Continuity Insert? Y
My Reprint: N/A
Inbound References (1): showDe'Lila, Ghost Rider (Danny Ketch), Giganto (Subterranean), Hulk, Human Torch, Invisible Woman, ITT, Kristoff (Time Travel), Mole Man, Mr. Fantastic, Ms. Marvel (Sharon Ventura), Noble Kale, Spider-Man, Thing, Wolverine
Hey, Johnny's "Spider-Man--kissing my sister? NOOOO!" doesn't have to be hetero
Posted by: James Nostack | July 21, 2015 4:05 PM
An alternate universe where Spidey and Johnny were a couple would be hilarious.
Posted by: Thanos6 | July 21, 2015 4:25 PM
De'Lila's powers seem different in this issue than in Fantastic Four 347-349. In FF 347-349, she was clearly a telepath- she could read Reed's thoughts, and there was nothing to suggest her powers only work on men. Here she seems to have some power to hypnotize men and only men- Peter is able to avoid being enthralled by not looking at her, and Sue and Sharon are unaffected.
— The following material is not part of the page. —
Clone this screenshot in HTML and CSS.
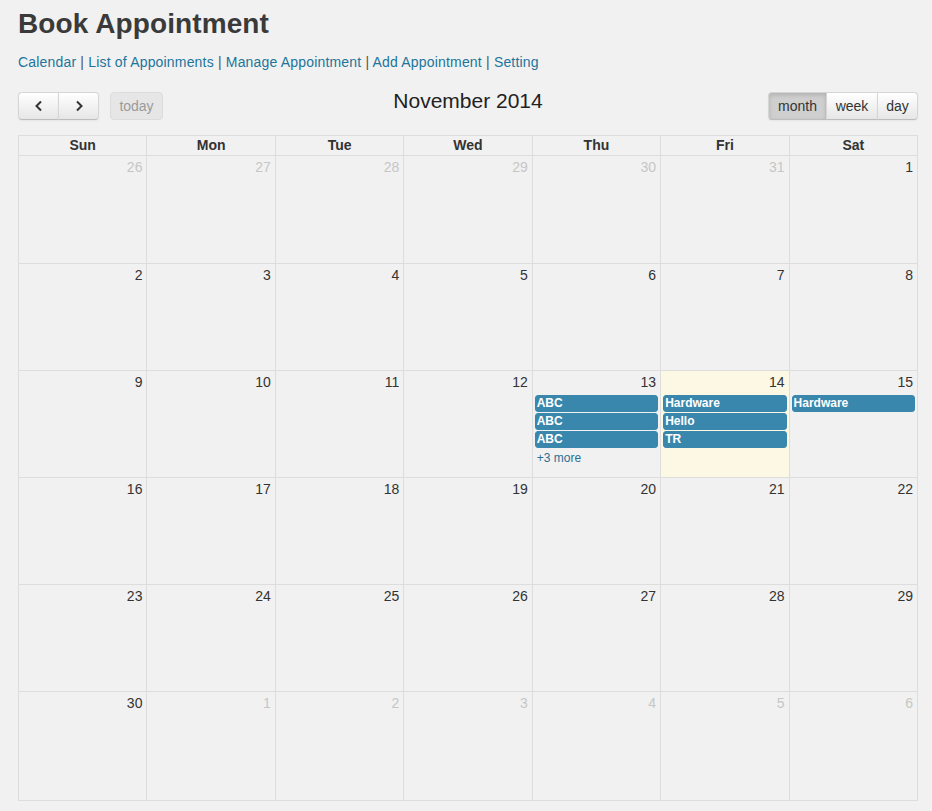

Posted by: Michael | July 21, 2015 7:55 PM
Just recently read this mini-series and found it surprisingly entertaining. But Johnny's reaction to the kiss was definitely the high-point. I also love the idea that Peter would flirt with Sue just to annoy Johnny and not because he's attracted to her.
Posted by: Erik Beck | November 14, 2015 11:52 AM
"I apologize to you and to a certain redhead back home, who I'm totally not married to."